GIVEN PROBLEM - Below is a listing to write out in full, exactly as given, without its pictures.

DATA SHOWN -
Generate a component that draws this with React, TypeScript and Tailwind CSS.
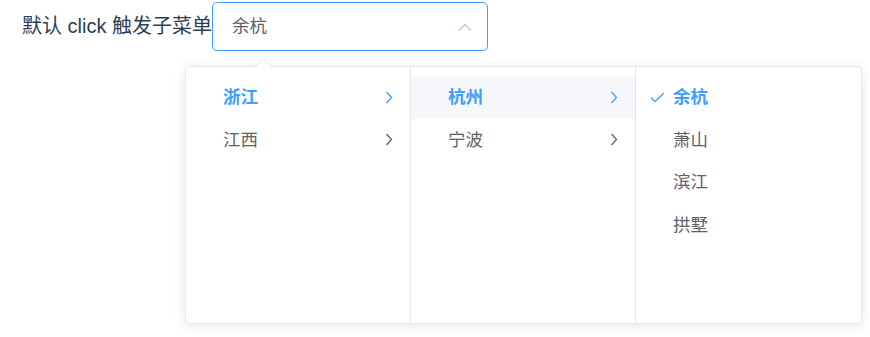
const font = { fontFamily: '"Liberation Sans", "Noto Sans CJK SC", sans-serif' };

type Item = { label: string; active?: boolean; hover?: boolean; children?: boolean; checked?: boolean };

const columns: Item[][] = [
  [
    { label: "浙江", active: true, children: true },
    { label: "江西", children: true },
  ],
  [
    { label: "杭州", active: true, hover: true, children: true },
    { label: "宁波", children: true },
  ],
  [
    { label: "余杭", active: true, checked: true },
    { label: "萧山" },
    { label: "滨江" },
    { label: "拱墅" },
  ],
];

function Chevron({ color }: { color: string }) {
  return (
    <svg width="8" height="13" viewBox="0 0 8 13" fill="none">
      <path d="M1.5 1 L6.5 6.5 L1.5 12" stroke={color} strokeWidth="1.3" />
    </svg>
  );
}

function Check() {
  return (
    <svg width="15" height="11" viewBox="0 0 15 11" fill="none">
      <path d="M1 5.5 L5 9.5 L14 1" stroke="#409eff" strokeWidth="1.3" />
    </svg>
  );
}

export default function App() {
  return (
    <div className="w-[870px] h-[337px] bg-white relative overflow-hidden" style={font}>
      <div className="flex items-center pl-[22px] pt-[2px]">
        <span className="text-[20px] leading-[49px] text-[#2c3e50]">默认 click 触发子菜单</span>
        <div className="relative">
          <div className="w-[276px] h-[49px] border border-[#409eff] rounded-[5px] flex items-center justify-between pl-[19px] pr-[15px]">
            <span className="text-[17.5px] text-[#606266]">余杭</span>
            <svg width="14" height="8" viewBox="0 0 14 8" fill="none">
              <path d="M1 7.5 L7 1.5 L13 7.5" stroke="#c0c4cc" strokeWidth="1.3" />
            </svg>
          </div>
          <div className="absolute left-[-27px] top-[64px] w-[677px] h-[258px] bg-white border border-[#e4e7ed] rounded-[5px] shadow-[0_2px_12px_rgba(0,0,0,0.1)] flex z-10">
            <svg className="absolute left-[68px] top-[-8px]" width="18" height="9" viewBox="0 0 18 9">
              <path d="M0 9 L9 0.5 L18 9 Z" fill="#fff" />
              <path d="M0 8.5 L9 0.5 L18 8.5" fill="none" stroke="#e4e7ed" />
            </svg>
            {columns.map((col, ci) => (
              <div
                key={ci}
                className={`${ci < 2 ? "w-[225px] border-r border-[#e4e7ed]" : "flex-1"} h-full pt-[9px]`}
              >
                {col.map((it) => (
                  <div
                    key={it.label}
                    className={`relative h-[42.5px] flex items-center justify-between pl-[37px] pr-[17px] ${
                      it.hover ? "bg-[#f5f7fa]" : ""
                    }`}
                  >
                    {it.checked && (
                      <span className="absolute left-[14px] top-[16px] flex">
                        <Check />
                      </span>
                    )}
                    <span
                      className={`text-[17.5px] ${
                        it.active ? "text-[#409eff] font-bold" : "text-[#606266]"
                      }`}
                    >
                      {it.label}
                    </span>
                    {it.children && <Chevron color={it.active ? "#409eff" : "#606266"} />}
                  </div>
                ))}
              </div>
            ))}
          </div>
        </div>
      </div>
    </div>
  );
}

FINISHED TASK -
Generate a component that draws this with React, TypeScript and Tailwind CSS.
const font = { fontFamily: '"Liberation Sans", "Noto Sans CJK SC", sans-serif' };

type Item = { label: string; active?: boolean; hover?: boolean; children?: boolean; checked?: boolean };

const columns: Item[][] = [
  [
    { label: "浙江", active: true, children: true },
    { label: "江西", children: true },
  ],
  [
    { label: "杭州", active: true, hover: true, children: true },
    { label: "宁波", children: true },
  ],
  [
    { label: "余杭", active: true, checked: true },
    { label: "萧山" },
    { label: "滨江" },
    { label: "拱墅" },
  ],
];

function Chevron({ color }: { color: string }) {
  return (
    <svg width="8" height="13" viewBox="0 0 8 13" fill="none">
      <path d="M1.5 1 L6.5 6.5 L1.5 12" stroke={color} strokeWidth="1.3" />
    </svg>
  );
}

function Check() {
  return (
    <svg width="15" height="11" viewBox="0 0 15 11" fill="none">
      <path d="M1 5.5 L5 9.5 L14 1" stroke="#409eff" strokeWidth="1.3" />
    </svg>
  );
}

export default function App() {
  return (
    <div className="w-[870px] h-[337px] bg-white relative overflow-hidden" style={font}>
      <div className="flex items-center pl-[22px] pt-[2px]">
        <span className="text-[20px] leading-[49px] text-[#2c3e50]">默认 click 触发子菜单</span>
        <div className="relative">
          <div className="w-[276px] h-[49px] border border-[#409eff] rounded-[5px] flex items-center justify-between pl-[19px] pr-[15px]">
            <span className="text-[17.5px] text-[#606266]">余杭</span>
            <svg width="14" height="8" viewBox="0 0 14 8" fill="none">
              <path d="M1 7.5 L7 1.5 L13 7.5" stroke="#c0c4cc" strokeWidth="1.3" />
            </svg>
          </div>
          <div className="absolute left-[-27px] top-[64px] w-[677px] h-[258px] bg-white border border-[#e4e7ed] rounded-[5px] shadow-[0_2px_12px_rgba(0,0,0,0.1)] flex z-10">
            <svg className="absolute left-[68px] top-[-8px]" width="18" height="9" viewBox="0 0 18 9">
              <path d="M0 9 L9 0.5 L18 9 Z" fill="#fff" />
              <path d="M0 8.5 L9 0.5 L18 8.5" fill="none" stroke="#e4e7ed" />
            </svg>
            {columns.map((col, ci) => (
              <div
                key={ci}
                className={`${ci < 2 ? "w-[225px] border-r border-[#e4e7ed]" : "flex-1"} h-full pt-[9px]`}
              >
                {col.map((it) => (
                  <div
                    key={it.label}
                    className={`relative h-[42.5px] flex items-center justify-between pl-[37px] pr-[17px] ${
                      it.hover ? "bg-[#f5f7fa]" : ""
                    }`}
                  >
                    {it.checked && (
                      <span className="absolute left-[14px] top-[16px] flex">
                        <Check />
                      </span>
                    )}
                    <span
                      className={`text-[17.5px] ${
                        it.active ? "text-[#409eff] font-bold" : "text-[#606266]"
                      }`}
                    >
                      {it.label}
                    </span>
                    {it.children && <Chevron color={it.active ? "#409eff" : "#606266"} />}
                  </div>
                ))}
              </div>
            ))}
          </div>
        </div>
      </div>
    </div>
  );
}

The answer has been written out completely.